_The problem_: Sift the listing for lines that hold the string "this" and pull them out.

****************

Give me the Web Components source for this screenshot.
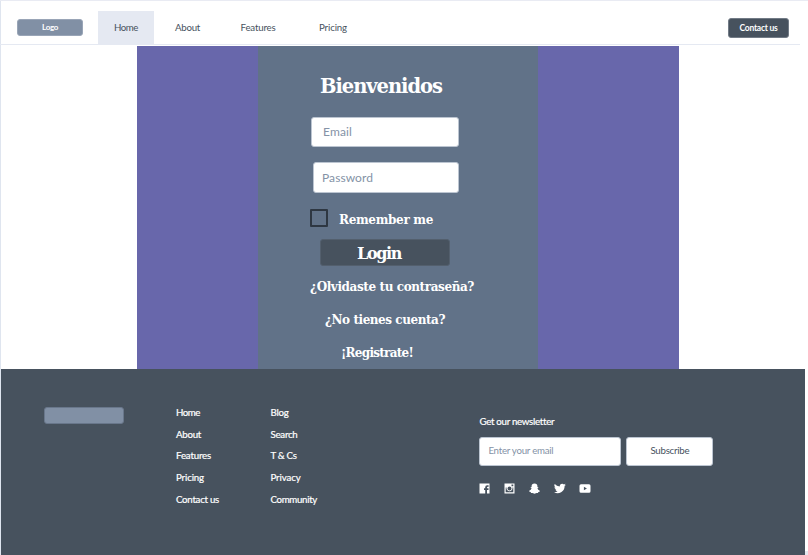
<!DOCTYPE html>
<html lang="es"><head><meta charset="utf-8"><title>Bienvenidos</title>
<style>
html,body{margin:0;height:555px;overflow:hidden;background:#fff}
body{font-family:Lato,"Open Sans",sans-serif;font-size:9.7px;color:#47525e}
</style></head><body>
<login-page></login-page>
<script>
const define=(name,html,init)=>customElements.define(name,class extends HTMLElement{
  constructor(){super();this.attachShadow({mode:'open'}).innerHTML=html;}
  connectedCallback(){if(init)init(this);}
});

/* A single line of text tracked to occupy the width given in "w". */
define('text-line',`<style>
:host{display:block;white-space:nowrap;flex:none;line-height:1.2}
span{display:inline-block}
</style><span><slot></slot></span>`,el=>{
  const w=+el.getAttribute('w'),s=el.shadowRoot.querySelector('span');
  el.style.width=w+'px';
  s.style.letterSpacing=(w-s.getBoundingClientRect().width)/el.textContent.length+'px';
});

define('pill-box',`<style>
:host{display:flex;align-items:center;justify-content:center;box-sizing:border-box;flex:none;border-radius:3px;border:1px solid transparent}
</style><slot></slot>`);

define('nav-bar',`<style>
:host{display:flex;box-sizing:border-box;width:800px;height:45px;border-bottom:1px solid #e5e9f2;padding:11px 11px 0 17px}
.logo{width:66px;height:17px;margin-top:8px;background:#8190a5;border-color:#99a5b7;color:#fff;font-size:8px;font-weight:700}
nav{display:flex;margin-left:15px;height:33px}
.tab{box-sizing:border-box;padding:11px 0 0 16px;width:56px;background:#e5e9f2}
nav text-line{margin-top:11px}.tab text-line{margin-top:0}
.contact{width:61px;height:20px;margin:7px 0 0 auto;background:#47525e;border-color:#727b86;color:#fff;font-size:8.5px;font-weight:700}
</style>
<pill-box class="logo"><text-line w="16">Logo</text-line></pill-box>
<nav><div class="tab"><text-line w="24">Home</text-line></div>
<text-line w="25" style="margin-left:21px">About</text-line>
<text-line w="35" style="margin-left:40.5px">Features</text-line>
<text-line w="28" style="margin-left:43.5px">Pricing</text-line></nav>
<pill-box class="contact"><text-line w="38">Contact us</text-line></pill-box>`);

define('field-box',`<style>
:host{display:flex;align-items:center;box-sizing:border-box;flex:none;background:#fff;border:1px solid #bcc5d1;border-radius:3px;color:#8492a6}
</style><slot></slot>`);

define('login-form',`<style>
:host{display:flex;flex-direction:column;box-sizing:border-box;width:280px;height:323px;background:#617288;padding-left:52px;color:#fff;font-family:"DejaVu Serif",serif;font-weight:700;font-size:12px}
field-box{font-family:Lato,sans-serif;font-weight:400;font-size:12px;height:30px}
.title{font-size:19.5px;margin:29px 0 0 10px;height:23px}
.row{display:flex;align-items:center;height:19px;margin-top:15px}
.row text-line{padding-top:5px}
i{box-sizing:border-box;width:18px;height:18px;border:2px solid #2e3742;border-radius:1px;margin-right:11px}
.login{width:130px;height:27px;margin:12px 0 0 10px;background:#47525e;border-color:#535f6d;justify-content:flex-start;font-size:16px;padding-left:36px}
.login text-line{padding-top:2px}
.link{height:15px}
</style>
<text-line class="title" w="122">Bienvenidos</text-line>
<field-box style="width:148px;margin:19px 0 0 1px;padding-left:11px"><text-line w="29">Email</text-line></field-box>
<field-box style="width:146px;height:31px;margin:15px 0 0 3px;padding-left:8px"><text-line w="51" style="padding-top:2px">Password</text-line></field-box>
<div class="row"><i></i><text-line w="94">Remember me</text-line></div>
<pill-box class="login"><text-line w="44">Login</text-line></pill-box>
<text-line class="link" w="164" style="margin:14px 0 0 0">¿Olvidaste tu contraseña?</text-line>
<text-line class="link" w="120" style="margin:18px 0 0 15px">¿No tienes cuenta?</text-line>
<text-line class="link" w="72" style="margin:18px 0 0 31px">¡Registrate!</text-line>`);

define('login-stage',`<style>
:host{display:flex;box-sizing:border-box;padding-left:121px;width:542px;height:323px;margin:1px 0 0 137px;background:#6867ab}
</style><login-form></login-form>`);

define('link-list',`<style>
:host{display:flex;flex-direction:column;gap:9.75px;flex:none;margin-top:37.9px;-webkit-text-stroke:.2px currentColor}
::slotted(*){height:12px}
</style><slot></slot>`);

define('social-row',`<style>
:host{display:flex;align-items:center;margin-top:17px;gap:14px}
svg{display:block;fill:#fff}
</style>
<svg width="11" height="11" viewBox="0 0 11 11"><path d="M.5.5h10v10H8V7h1.500V5.300H8V4.500q0-.7.8-.7h.8V2.200H8.200Q6.200 2.200 6.200 4.200v1.100H5V7h1.200v3.500H.5z"/></svg>
<svg width="11" height="11" viewBox="0 0 11 11"><path fill-rule="evenodd" d="M.5.5h10v10H.5zM1.700 4.500v4.800h7.600V4.500H8.400A3 3 0 1 1 2.600 4.500zM7.500 1.500v1.800h1.800V1.500zM5.500 3.500a2 2 0 1 0 0 4 2 2 0 0 0 0-4z"/></svg>
<svg width="11" height="11" viewBox="0 0 11 11"><path d="M5.500.4Q8.400.4 8.400 3v1.200l.8-.1.1.7-.9.5Q8.900 7 10.800 7.800l-.2 1-1.300.3-.3 1-1.400-.1-2.100.7-2.100-.7-1.400.1-.3-1L.4 8.800l-.2-1Q2.100 7 2.600 5.300l-.9-.5.1-.7.8.1V3Q2.600.4 5.500.4z"/></svg>
<svg width="12" height="11" viewBox="0 0 24 20"><path d="M23.600 2.500a9 9 0 0 1-2.800.8A5 5 0 0 0 23 .6a10 10 0 0 1-3.100 1.200A4.900 4.900 0 0 0 11.600 6 14 14 0 0 1 1.500 1 4.900 4.900 0 0 0 3 7.500a5 5 0 0 1-2.200-.6 4.900 4.900 0 0 0 3.900 4.900 5 5 0 0 1-2.200.1 4.900 4.900 0 0 0 4.600 3.400A10 10 0 0 1 0 17.300 14 14 0 0 0 21.200 5a10 10 0 0 0 2.400-2.500z"/></svg>
<svg width="12" height="11" viewBox="0 0 12 11" style="margin-left:-1.500px"><path fill-rule="evenodd" d="M2 1.200h8Q11.500 1.200 11.500 2.700v5.600q0 1.500-1.500 1.500H2q-1.500 0-1.500-1.500V2.700q0-1.500 1.500-1.500zM4.900 3.700v3.600l3-1.800z"/></svg>`);

define('page-footer',`<style>
:host{display:flex;box-sizing:border-box;width:804px;height:186px;margin-left:1px;background:#47525e;color:#fff}
.brand{width:80px;height:17px;margin:38px 0 0 43px;background:#8190a5;border-color:#69778b}
.news{margin:47px 0 0 162.400px}
.head{-webkit-text-stroke:.2px currentColor}
.sub{display:flex;gap:5px;margin-top:9px}
.sub pill-box{width:87px;height:29px;background:#fff;border-color:#bcc5d1;color:#47525e}
field-box{width:142px;height:29px;padding-left:8px}
</style>
<pill-box class="brand"></pill-box>
<link-list style="margin-left:52px"><text-line w="24">Home</text-line><text-line w="25">About</text-line><text-line w="35">Features</text-line><text-line w="28">Pricing</text-line><text-line w="43">Contact us</text-line></link-list>
<link-list style="margin-left:51.500px"><text-line w="18">Blog</text-line><text-line w="27">Search</text-line><text-line w="26">T &amp; Cs</text-line><text-line w="30">Privacy</text-line><text-line w="46.500">Community</text-line></link-list>
<div class="news"><text-line class="head" w="74.500">Get our newsletter</text-line>
<div class="sub"><field-box><text-line w="65">Enter your email</text-line></field-box><pill-box><text-line w="39">Subscribe</text-line></pill-box></div>
<social-row></social-row></div>`);

define('login-page',`<style>
:host{display:block;box-sizing:border-box;width:808px;height:555px;background:linear-gradient(#e9ebf3,#e9ebf3) 0 0/808px 1px no-repeat,linear-gradient(#dfe5ef,#dfe5ef) 0 0/1px 555px no-repeat,linear-gradient(#e5e7ee,#e5e7ee) 805px 551px/3px 4px no-repeat,#fff}
</style><nav-bar></nav-bar><login-stage></login-stage><page-footer></page-footer>`);
</script></body></html>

****************

_Reply_:
Give me the Web Components source for this screenshot.
  constructor(){super();this.attachShadow({mode:'open'}).innerHTML=html;}
  connectedCallback(){if(init)init(this);}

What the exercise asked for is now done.